Because there's no kill like overkill. Practical? No. Awesome? Hell yes. And judging by the smug look on that camel's face, he damn well knows it. He's the Dromedary of Death now, and you will all bow to him. Or else.
Hakuna Ma-Murder-a
"JESUS CHRIST THERE'S A BABY ON MY BACK."
If you like cats, you'll loooooove lions. At least that's what Mr. Charles Hipp thought when he bought himself a lion cub from the Dallas Zoo in 1953. And apparently the zoo agreed, because they had no problem selling a baby big cat to an oil tycoon turned amateur circus putter-onner. Then again, pregnant women also smoked like chimneys back then, so take the zoo's wisdom with a grain of salt.

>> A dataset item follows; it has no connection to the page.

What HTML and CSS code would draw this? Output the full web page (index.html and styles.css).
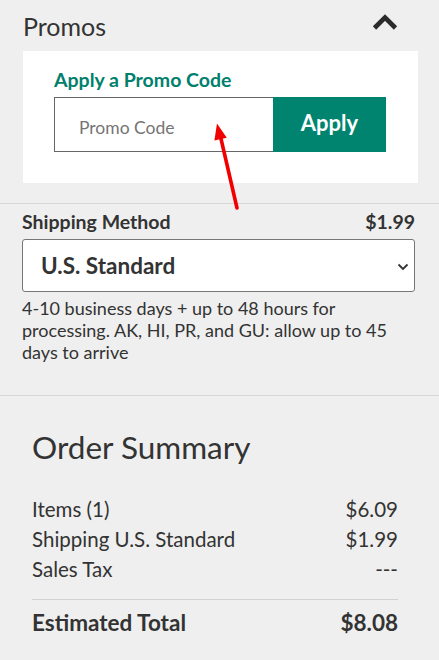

Once Hipp got the baby lion home, he did what any man with the balls to buy a pet lion would do: let the beast live in his house and routinely put his family in mortal peril for the sake of taking some sweet-ass photos. The picture above is of his granddaughter (a beastmaster-in-training if we ever saw one), riding a lion like it ain't no thing. When Hipp wasn't busy ensuring his grandkids had the most badass baby pictures in history, he gave the neighborhood children rides:
No Animal Ever Looked Sadder
Hey, past! What would be even more impractical and badass than having a lion as a pet?
What? A domesticated rhino? Come on. Now you're just fucking with us.
That sweet beast is Rupert the Rhino in his South African home. In 1960, Rupert was saved from a flood by a vet who then adopted him, because naturally a mere veterinarian couldn't understand the risks of living with a freaking rhino. Rupert repaid the courtesy by deciding to adapt the Disney stratagem instead of the more natural "gore them all the first chance you get and run to the wild" one. He grew into his pet role well and acted not unlike an overgrown guard dog, only occasionally putting his family in mortal terror and committing property damage.
He also ate a ton of bananas.
And fingers.Rupert was, however,
never fully domesticated, presumably because rhino toilets are about as expensive and impractical as they look, and also because he looks like Eeyore in rhino form. The monthly Zoloft bill was even more expensive than the bananas, so Rupert was eventually released back into the wild.
Still, we think cleaning up a living room full of rhino shit was well worth it for the family, because it enabled them to have a family album full of pictures like this:
Because Purse-Sized Dogs Are for Pussies
For a while there, celebutants had fun using little teacup-sized dogs as fashion accessories; they'd carry them around in their bags or on their arms, pose with them at publicity events and generally flaunt how great it is to not care that an animal is shitting in your Louis Vuitton purse.
But today's celebrities have NOTHING on flagrantly using animals to get publicity. Because the starlets of yesteryear bought cheetahs. As pets. The picture at the top is actress Phyllis Gordon shopping in 1939 with a cheetah she had flown in from Kenya, presumably so that she could terrify store clerks into giving her discounts.
Our knee-jerk reflex is to write Gordon off as a solitary eccentric, but she was actually far from being the only actress of her era to own a cheetah. The famous Josephine Baker had Chiquita:

And here Joan Blondell takes the unusually cruel step of color-coordinating with her pet:

We could go on -- cheetahs were basically the go-to pet for famous actresses in those days. If it weren't for the whole animal welfare thing, we almost think it would be pretty awesome to see Paris Hilton try to walk around with one of these on her shoulders.